L.I.S.A.: Welche Narrationen sind es denn, die unsere Wahrnehmung eines Ereignisses wie das des 11. Septembers, dominant prägen: die literarischen oder die historiographischen? Sind diese beiden Erzählformen überhaupt klar voneinander zu trennen?
Dr. Bender: Ich möchte diese beiden Narrationen eigentlich nicht gegeneinander ausspielen. Sie leisten jeweils etwas unterschiedliches, funktionieren nach je eigenen Regeln, in unterschiedlichen Formen und setzen immer auch unterschiedliche Aspekte auf ihre Agenda. Es ist inzwischen ja allgemein anerkannt, dass auch die Historiographie narrativ verfährt, insofern könnte man jetzt natürlich sagen, die historiographischen und die literarischen Narrative sind nicht klar voneinander zu trennen, weil es eben nur unterschiedliche Narrative (aber eben Narrative) sind. Das ist aber nur die eine Seite und ich vermute, das ist nicht das, worauf Sie mit dieser Frage hinaus wollen.
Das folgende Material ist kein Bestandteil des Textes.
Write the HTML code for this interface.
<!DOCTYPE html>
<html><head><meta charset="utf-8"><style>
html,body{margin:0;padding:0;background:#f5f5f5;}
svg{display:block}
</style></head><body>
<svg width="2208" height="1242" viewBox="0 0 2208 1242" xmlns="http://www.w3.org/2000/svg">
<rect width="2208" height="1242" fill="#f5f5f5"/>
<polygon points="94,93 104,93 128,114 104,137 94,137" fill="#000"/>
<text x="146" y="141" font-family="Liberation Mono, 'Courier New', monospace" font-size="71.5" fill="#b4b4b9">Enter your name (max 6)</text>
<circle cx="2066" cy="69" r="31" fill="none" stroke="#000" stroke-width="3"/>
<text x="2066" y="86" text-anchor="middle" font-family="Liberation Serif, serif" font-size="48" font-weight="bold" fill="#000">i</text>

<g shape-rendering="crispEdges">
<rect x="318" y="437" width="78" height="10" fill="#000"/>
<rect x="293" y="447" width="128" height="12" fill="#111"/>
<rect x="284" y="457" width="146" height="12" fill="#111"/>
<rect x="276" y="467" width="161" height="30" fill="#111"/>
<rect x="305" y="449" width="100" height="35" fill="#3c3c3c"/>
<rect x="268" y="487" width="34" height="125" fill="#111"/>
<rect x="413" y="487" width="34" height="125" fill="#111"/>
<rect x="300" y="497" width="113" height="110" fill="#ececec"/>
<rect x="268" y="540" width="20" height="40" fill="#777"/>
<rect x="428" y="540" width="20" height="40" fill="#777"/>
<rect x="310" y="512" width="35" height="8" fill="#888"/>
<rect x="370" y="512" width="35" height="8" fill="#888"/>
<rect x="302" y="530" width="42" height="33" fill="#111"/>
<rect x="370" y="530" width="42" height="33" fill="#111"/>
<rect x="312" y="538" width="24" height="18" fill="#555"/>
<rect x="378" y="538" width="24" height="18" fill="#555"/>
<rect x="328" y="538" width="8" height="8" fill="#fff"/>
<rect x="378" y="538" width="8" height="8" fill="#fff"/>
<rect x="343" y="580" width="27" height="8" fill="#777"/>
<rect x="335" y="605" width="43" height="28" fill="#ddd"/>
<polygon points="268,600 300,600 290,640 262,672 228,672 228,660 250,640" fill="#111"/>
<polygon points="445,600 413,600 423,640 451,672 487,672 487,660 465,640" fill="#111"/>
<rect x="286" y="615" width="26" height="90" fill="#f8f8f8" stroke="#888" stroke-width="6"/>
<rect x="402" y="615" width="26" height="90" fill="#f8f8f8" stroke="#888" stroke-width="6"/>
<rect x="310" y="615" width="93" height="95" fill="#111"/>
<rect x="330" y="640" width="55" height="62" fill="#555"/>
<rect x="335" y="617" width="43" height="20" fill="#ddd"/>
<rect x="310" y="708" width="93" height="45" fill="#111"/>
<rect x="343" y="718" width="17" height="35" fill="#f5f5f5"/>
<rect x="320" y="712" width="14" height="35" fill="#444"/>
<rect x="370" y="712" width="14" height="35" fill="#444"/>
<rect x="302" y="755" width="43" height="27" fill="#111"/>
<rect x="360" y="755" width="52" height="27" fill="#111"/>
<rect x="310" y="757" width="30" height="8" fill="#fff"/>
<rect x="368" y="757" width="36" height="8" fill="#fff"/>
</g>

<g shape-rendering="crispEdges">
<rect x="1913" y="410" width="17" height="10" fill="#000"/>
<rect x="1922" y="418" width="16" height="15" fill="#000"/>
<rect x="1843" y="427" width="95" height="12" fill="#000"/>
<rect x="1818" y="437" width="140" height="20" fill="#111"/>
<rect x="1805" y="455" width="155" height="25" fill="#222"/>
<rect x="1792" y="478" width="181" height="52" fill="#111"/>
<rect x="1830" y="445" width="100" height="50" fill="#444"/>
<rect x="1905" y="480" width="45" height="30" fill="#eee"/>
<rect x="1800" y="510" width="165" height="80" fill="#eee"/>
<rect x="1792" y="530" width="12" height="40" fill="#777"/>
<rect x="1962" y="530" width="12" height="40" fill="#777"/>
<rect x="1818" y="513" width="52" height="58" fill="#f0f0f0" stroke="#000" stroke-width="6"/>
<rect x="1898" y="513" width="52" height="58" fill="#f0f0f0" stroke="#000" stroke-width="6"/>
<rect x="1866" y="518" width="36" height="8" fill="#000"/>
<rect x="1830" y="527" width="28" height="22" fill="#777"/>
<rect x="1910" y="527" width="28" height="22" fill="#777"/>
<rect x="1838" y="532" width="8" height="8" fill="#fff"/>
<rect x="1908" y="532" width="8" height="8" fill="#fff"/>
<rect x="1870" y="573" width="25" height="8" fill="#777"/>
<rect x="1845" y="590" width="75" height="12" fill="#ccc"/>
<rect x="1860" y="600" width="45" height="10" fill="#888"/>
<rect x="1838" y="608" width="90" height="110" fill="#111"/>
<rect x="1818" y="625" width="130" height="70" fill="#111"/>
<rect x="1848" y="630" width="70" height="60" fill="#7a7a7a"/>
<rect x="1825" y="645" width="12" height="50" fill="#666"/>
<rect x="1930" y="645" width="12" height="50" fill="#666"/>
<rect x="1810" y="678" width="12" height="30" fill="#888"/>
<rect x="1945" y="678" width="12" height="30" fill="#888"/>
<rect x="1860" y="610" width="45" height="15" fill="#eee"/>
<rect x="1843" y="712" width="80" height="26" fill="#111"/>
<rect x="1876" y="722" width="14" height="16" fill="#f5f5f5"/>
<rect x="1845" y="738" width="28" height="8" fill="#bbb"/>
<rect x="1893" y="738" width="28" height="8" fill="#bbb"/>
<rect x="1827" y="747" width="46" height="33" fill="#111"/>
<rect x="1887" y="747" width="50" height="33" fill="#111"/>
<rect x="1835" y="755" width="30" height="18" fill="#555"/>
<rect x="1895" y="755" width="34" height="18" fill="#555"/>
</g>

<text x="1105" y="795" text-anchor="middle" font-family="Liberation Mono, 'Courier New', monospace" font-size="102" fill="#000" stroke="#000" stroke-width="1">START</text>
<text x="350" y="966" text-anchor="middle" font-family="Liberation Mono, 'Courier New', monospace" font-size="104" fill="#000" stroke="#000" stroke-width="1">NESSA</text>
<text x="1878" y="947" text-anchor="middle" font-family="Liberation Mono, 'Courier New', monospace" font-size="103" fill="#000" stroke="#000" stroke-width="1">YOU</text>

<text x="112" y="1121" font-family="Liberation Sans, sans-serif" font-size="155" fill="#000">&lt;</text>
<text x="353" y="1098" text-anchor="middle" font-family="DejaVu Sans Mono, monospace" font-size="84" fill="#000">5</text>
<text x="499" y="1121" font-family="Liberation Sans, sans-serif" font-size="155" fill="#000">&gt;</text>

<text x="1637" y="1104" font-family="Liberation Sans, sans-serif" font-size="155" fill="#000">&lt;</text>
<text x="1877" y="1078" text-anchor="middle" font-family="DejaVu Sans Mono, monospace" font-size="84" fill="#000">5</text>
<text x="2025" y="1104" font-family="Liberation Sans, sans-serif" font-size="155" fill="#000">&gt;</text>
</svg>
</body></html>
Wenn ich eben gesagt habe, dass die beiden Narrative unterschiedliche Aspekte auf ihre Agenda setzen, dann lässt sich darüber eine Antwort skizzieren: Historiographische Narrative wenden sich der kulturellen Wirkmacht des Terrors nicht zu, weil kulturelle Fragen schlichtweg zu »weiche« Faktoren für den »harten« historiographischen Diskurs sind. Aber Terror ist kein Faktum Brutum, er wirkt gerade über diese ›weichen‹ Faktoren, er wirkt im kulturellen Feld. Albrecht Koschorke hat in einem systematischen Text über das Verhältnis von Kulturwissenschaft und Systemtheorie mal von den »kulturellen Weichstellen« der Gesellschaft und des Politischen gesprochen, die durch Erzählungen erst sichtbar, sagbar, verhandelbar würden. Und ich gehe in meiner Arbeit davon aus, dass die verstörende, beunruhigende und unheimliche Dimension des Terrors genau dort gesucht werden muss.
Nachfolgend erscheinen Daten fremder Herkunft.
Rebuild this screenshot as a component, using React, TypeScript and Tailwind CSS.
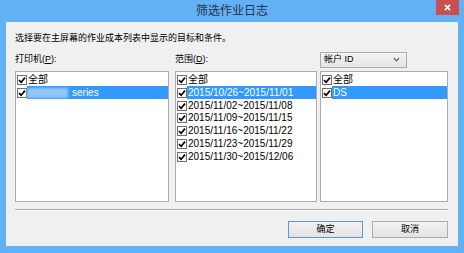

Der historiographische Diskurs wendet sich beispielsweise nicht der Frage zu, wie dieser regelrechte Wiederholungszwang entsteht, sich immer und immer wieder Bilder von 9/11 anzusehen - auch wenn man beim hundertsten Mal nicht mehr weiß, als beim ersten Mal. Alleine der konkrete Tag selbst bestand ja aus nichts anderem als der permanenten Wiederholung der immer gleichen Bilder (bis hin dazu, dass sie irgendwann mit pathetischen Popsongs, zum Beispiel Enyas Only Time oder New York von U2, unterlegt wurden). Dieser Wiederholungszwang, aus dem sich der schon verzweifelte Versuch ablesen lässt, durch das bloße Betrachten der Bilder etwas davon zu verstehen, was sie zeigen - dieser Wiederholungszwang zeugt davon, dass Terror eher durch kulturelle Narrative gefasst und vielleicht auch: bewältigt werden kann.
Literarische Texte haben sich (auf sehr unterschiedliche Weise) dieser Frage sofort angenommen, für die Historiographie sind das eher Nebenschauplätze, vielleicht sogar schlichtweg Nebenwidersprüche. Dafür liefern historiographische Ansätze Antworten auf ganz andere wichtige Fragen.